In January 2009 Cs discovered the identity of the person who had hacked into their email messages (“BCD”), but did not serve proceedings upon them.
In December 2010 solicitors acting for News Group Newspapers wrote to Cs’ solicitors pointing out that the anonymity provisions in the December 2008 interim orders were no longer necessary. Cs therefore applied for a variation of the interim Orders to lift the anonymity provisions of the Orders and the embargo on the publication of information about the proceedings, and also applied for a final order against BCD.

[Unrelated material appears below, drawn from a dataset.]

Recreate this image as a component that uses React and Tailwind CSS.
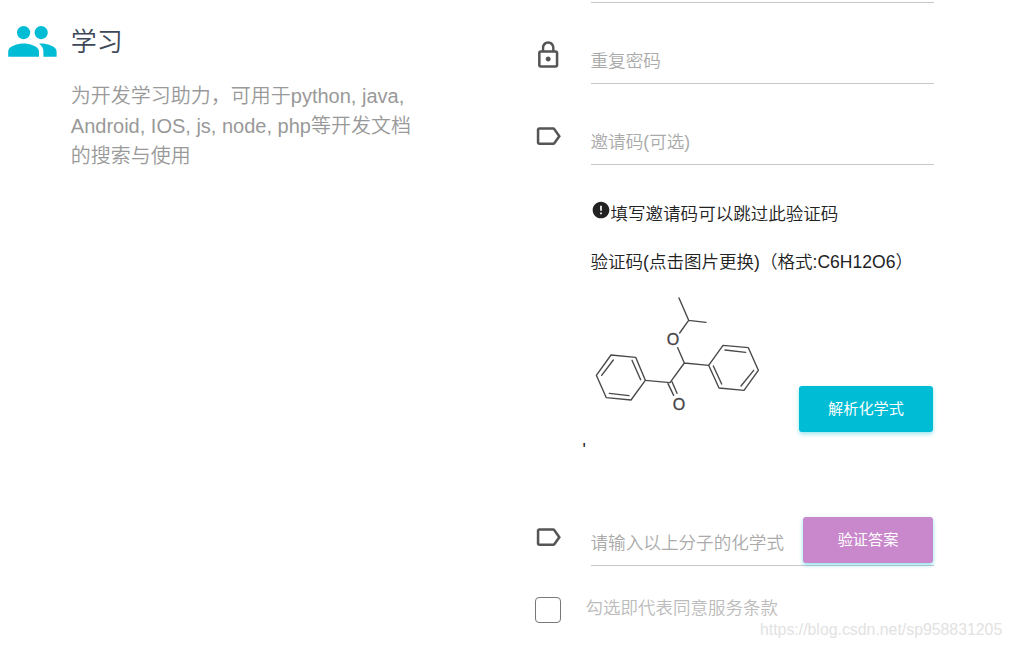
import React from "react";
import { MdPeople, MdLockOutline, MdLabelOutline, MdError } from "react-icons/md";

function Molecule() {
  return (
    <svg
      width="200"
      height="140"
      viewBox="0 0 600 420"
      className="-ml-4 block shrink-0"
      fill="none"
      stroke="#4a4a4a"
      strokeWidth="4.2"
      strokeLinecap="round"
      strokeLinejoin="round"
    >
      <path d="M312 39 341 106 393 112M341 106 314 144" />
      <path d="M308 188 328 234 401 241M328 234 285 293 211 286" />
      <path d="M279 296 296 331M291 290 306 325" />
      <path d="M108 210 182 217 211 286 168 345 94 338 64 271Z" />
      <path d="M115 225 80 271M171 226 197 284M162 332 103 325" />
      <path d="M444 181 520 188 550 256 507 316 432 309 401 241Z" />
      <path d="M450 195 512 202M536 256 498 303M415 243 440 297" />
      <g fill="#444" stroke="#444" strokeWidth="1" fontSize="48" fontFamily="Liberation Sans, Arial, sans-serif" textAnchor="middle">
        <text x="294" y="180">O</text>
        <text x="312" y="376">O</text>
      </g>
    </svg>
  );
}

function Field({ icon: Icon, label, children }) {
  return (
    <div className="flex h-[81px]">
      <div className="w-[58px] pt-[37px] text-[#555]">
        <Icon size={30.4} />
      </div>
      <div className="flex flex-1 border-b border-[#c8c8c8] text-[17.6px] text-[#aaa]">
        <span className="-ml-[0.5px] mt-[45px] h-[26px] whitespace-nowrap leading-[26px]">{label}</span>
        {children}
      </div>
    </div>
  );
}

export default function App() {
  return (
    <div
      className="relative flex h-[648px] w-[1012px] overflow-hidden bg-white font-[350]"
      style={{ fontFamily: '"Liberation Sans", "Noto Sans CJK SC", sans-serif' }}
    >
      <section className="flex w-[533px] pl-[6px] pt-[15px]">
        <MdPeople size={52.8} className="shrink-0 text-[#00bcd4]" />
        <div className="ml-[12px] w-[350px]">
          <h2 className="mt-[8px] text-[26px] leading-[38px] text-[#3c4858]">学习</h2>
          <p className="mt-[20px] text-[20px] leading-[30px] text-[#999]">
            为开发学习助力，可用于python, java,
            <br />
            Android, IOS, js, node, php等开发文档
            <br />
            的搜索与使用
          </p>
        </div>
      </section>

      <form className="w-[401px]">
        <div className="ml-[58px] h-[3px] border-b border-[#c8c8c8]" />
        <Field icon={MdLockOutline} label="重复密码" />
        <Field icon={MdLabelOutline} label="邀请码(可选)" />
        <div className="ml-[58px] text-[17.55px] text-[#222]">
          <div className="mt-[35px] flex h-[26px] leading-[26px]">
            <MdError size={20} className="shrink-0" />
            <span className="-ml-[0.5px] mt-px whitespace-nowrap">填写邀请码可以跳过此验证码</span>
          </div>
          <p className="-ml-[0.5px] mt-[23px] h-[26px] whitespace-nowrap leading-[26px]">验证码(点击图片更换)（格式:C6H12O6）</p>
          <div className="mt-[10px] flex h-[150px] justify-between">
            <Molecule />
            <button
              type="button"
              className="mr-px mt-[101px] h-[46px] w-[134px] shrink-0 rounded-[3px] bg-[#00bcd4] text-[15.2px] font-normal text-white shadow-[0_2px_4px_rgba(0,188,212,0.4)]"
            >
              解析化学式
            </button>
          </div>
          <div className="-ml-[8.5px] h-[50px] leading-[30px]">'</div>
        </div>
        <Field icon={MdLabelOutline} label="请输入以上分子的化学式">
          <button
            type="button"
            className="ml-auto mr-px mt-[32px] h-[46px] w-[130px] shrink-0 rounded-[3px] bg-[#c988cc] text-[15.2px] font-normal text-white shadow-[0_2px_4px_rgba(0,188,212,0.45)]"
          >
            验证答案
          </button>
        </Field>
        <div className="flex pl-[2px] pt-[31px]">
          <div className="size-[26px] shrink-0 rounded-[4px] border border-[#777]" />
          <span className="-mt-[2px] ml-[24.5px] text-[17.5px] leading-[26px] text-[#bbb]">勾选即代表同意服务条款</span>
        </div>
      </form>
      <div className="absolute left-[760px] top-[620px] text-[15.85px] leading-[20px] text-[#e2e2e2]">
        https://blog.csdn.net/sp958831205
      </div>
    </div>
  );
}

(1) Whether the interim Orders made in December 2008 should be varied;
(2) Whether the interim Orders were made in a correct form, in particular with regard to the anonymity provisions and the absence of a return date;
(3) Whether the Court should take action in respect of the Cs’ breach of their undertakings to serve the claim forms on the defendant when his/her identity became known, and if so what action was appropriate.
(1) The interim Orders of December 2008 should be discharged, and a new final Order against BCD made. BCD’s identity should be anonymised because of the potential adverse effects on BCD’s health and well-being if his/her identity were made public.
(2) The derogations from open justice in the December 2008 Orders were properly made because there had been a real danger that, if there were publication of information about the proceedings, the defendants might defeat the purpose of the Orders before the Orders were served on them (by publishing the private information).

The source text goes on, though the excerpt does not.